Lattes are expensive, but cell phones are worse (part II)

As I wrote my budget down, I started realizing that most of my big expenses were fixed expenses: rent, Internet connection, cable TV, car expenses, cell phone. Rent was my largest dollar cost, of course, but it was reasonably low since I lived away from town with roommates. My Internet and cable costs were tied up in that as well because of the roommates and car expenses didn’t seem under my short-term control.

So I started with my cell phone. I’ve never been a big talker, so it was a natural place to cut costs. I looked through six months of statements to figure out my average and peak monthly usage (150 and 300 minutes). With that information in hand, I searched around for the cheapest plans possible. In the end, I got a T-Mobile pre-paid phone and 1250 minutes for $140. I’ve since paid 30-50% of my previous bill each month without changing my calling habits at all.

Emboldened by my success with the cell phone, I started looking at my car. Since I worked from home and could ride the bus for free, I didn’t do all that much driving. I talked to my insurance agent and was able to reduce my rate a little based on that. It still seemed a little high, so I started searching around. I found that a lapse of insurance two years prior was basically doubling my rates! They told me there wasn’t anything I could do about that, so I found a different company that didn’t care. I also dropped down to minimum coverage and set about driving even less. So far, that’s saving me $30 a month, which adds up!

Moving from short-term to long-term

My girlfriend and I got engaged in the spring, which necessitated different living arrangements. After looking for a while, we found a duplex that wasn’t much more expensive than our old place. My fiancé and I live in one half and my old roommates and business partners live in the other half. This means that my “commute” involves walking across the front yard. Even though the rent was higher, this meant that I used my car even less, which saved a lot just based on gas prices. We also dropped cable in the move and started splitting the Internet four ways instead of three (with a wireless router broadcasting across the duplex). So far, we haven’t missed TV much although we do have Netflix.

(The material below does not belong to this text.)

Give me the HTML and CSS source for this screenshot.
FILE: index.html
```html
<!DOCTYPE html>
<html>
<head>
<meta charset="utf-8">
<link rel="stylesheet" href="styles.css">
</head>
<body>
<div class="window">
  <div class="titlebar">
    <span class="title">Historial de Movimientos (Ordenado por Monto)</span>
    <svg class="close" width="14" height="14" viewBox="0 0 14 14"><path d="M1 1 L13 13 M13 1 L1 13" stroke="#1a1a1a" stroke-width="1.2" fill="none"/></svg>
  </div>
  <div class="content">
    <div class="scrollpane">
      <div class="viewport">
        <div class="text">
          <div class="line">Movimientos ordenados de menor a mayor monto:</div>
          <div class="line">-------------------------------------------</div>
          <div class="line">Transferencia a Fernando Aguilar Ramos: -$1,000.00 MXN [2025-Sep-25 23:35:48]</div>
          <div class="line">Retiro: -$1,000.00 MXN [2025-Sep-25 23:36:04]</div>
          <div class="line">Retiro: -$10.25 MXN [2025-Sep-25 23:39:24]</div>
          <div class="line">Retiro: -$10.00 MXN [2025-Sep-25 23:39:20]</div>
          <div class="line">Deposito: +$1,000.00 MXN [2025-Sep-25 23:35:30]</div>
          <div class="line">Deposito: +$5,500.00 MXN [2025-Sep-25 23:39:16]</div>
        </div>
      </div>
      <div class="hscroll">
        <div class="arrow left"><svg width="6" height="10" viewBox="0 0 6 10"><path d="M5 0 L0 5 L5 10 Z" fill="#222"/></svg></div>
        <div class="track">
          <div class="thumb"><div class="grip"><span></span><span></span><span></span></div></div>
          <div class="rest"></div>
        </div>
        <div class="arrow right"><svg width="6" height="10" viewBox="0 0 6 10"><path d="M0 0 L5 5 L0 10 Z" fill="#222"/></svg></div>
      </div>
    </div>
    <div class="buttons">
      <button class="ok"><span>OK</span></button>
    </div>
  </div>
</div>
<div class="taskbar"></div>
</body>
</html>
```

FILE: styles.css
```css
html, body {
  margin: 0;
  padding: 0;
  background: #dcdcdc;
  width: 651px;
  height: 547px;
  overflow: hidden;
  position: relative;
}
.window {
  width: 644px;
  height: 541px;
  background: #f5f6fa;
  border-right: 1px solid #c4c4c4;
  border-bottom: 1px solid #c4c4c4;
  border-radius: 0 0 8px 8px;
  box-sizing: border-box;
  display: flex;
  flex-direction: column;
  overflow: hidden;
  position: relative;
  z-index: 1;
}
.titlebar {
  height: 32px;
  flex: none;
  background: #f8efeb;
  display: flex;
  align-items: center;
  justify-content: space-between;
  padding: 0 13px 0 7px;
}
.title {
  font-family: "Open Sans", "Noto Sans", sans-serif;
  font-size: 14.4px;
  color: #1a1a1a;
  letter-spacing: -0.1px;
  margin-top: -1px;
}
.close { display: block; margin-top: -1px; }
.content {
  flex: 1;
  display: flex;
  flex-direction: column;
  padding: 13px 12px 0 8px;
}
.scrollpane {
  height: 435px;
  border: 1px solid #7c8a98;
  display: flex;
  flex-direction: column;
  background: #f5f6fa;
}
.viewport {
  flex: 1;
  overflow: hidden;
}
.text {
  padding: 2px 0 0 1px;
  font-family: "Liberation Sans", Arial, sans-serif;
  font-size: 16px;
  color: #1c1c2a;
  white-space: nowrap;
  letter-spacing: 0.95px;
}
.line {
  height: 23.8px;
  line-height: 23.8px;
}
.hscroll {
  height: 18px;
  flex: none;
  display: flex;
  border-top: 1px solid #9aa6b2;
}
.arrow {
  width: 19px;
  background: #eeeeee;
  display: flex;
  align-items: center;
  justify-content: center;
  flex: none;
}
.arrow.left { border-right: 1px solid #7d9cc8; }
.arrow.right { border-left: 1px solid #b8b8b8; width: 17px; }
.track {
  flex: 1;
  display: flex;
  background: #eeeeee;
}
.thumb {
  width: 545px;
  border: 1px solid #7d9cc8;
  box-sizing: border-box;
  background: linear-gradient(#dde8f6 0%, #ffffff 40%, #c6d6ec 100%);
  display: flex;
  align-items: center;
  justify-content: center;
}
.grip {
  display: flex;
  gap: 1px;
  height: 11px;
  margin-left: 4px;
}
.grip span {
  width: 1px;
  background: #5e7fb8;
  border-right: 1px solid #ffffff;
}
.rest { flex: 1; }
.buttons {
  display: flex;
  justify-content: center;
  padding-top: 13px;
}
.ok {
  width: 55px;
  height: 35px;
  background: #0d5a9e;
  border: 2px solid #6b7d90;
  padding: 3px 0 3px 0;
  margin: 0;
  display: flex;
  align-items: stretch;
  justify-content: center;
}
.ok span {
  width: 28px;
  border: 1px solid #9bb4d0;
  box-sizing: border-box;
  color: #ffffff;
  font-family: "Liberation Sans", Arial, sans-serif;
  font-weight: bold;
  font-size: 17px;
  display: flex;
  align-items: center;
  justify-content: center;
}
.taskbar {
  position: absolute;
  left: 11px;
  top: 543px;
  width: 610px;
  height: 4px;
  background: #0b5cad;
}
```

I’d done all I could about reducing my fixed expenses. Rent was higher, but reduced my car costs and Internet cost, so it worked out better overall. With a relatively large up-front cost, I was able to reduce my monthly cell phone cost and car insurance costs. The only thing left was to tackle the dreaded budget.

See also: How I learned to love my budget (part I)

— Will

2 Responses to Lattes are expensive, but cell phones are worse (part II)

  1. poetloverrebelspy says:

    Why is the bus free?

  2. Will says:

    I had a student ID. For some reason, students here have to pay to use the on-campus buses but can ride the city buses (which are more useful) for free.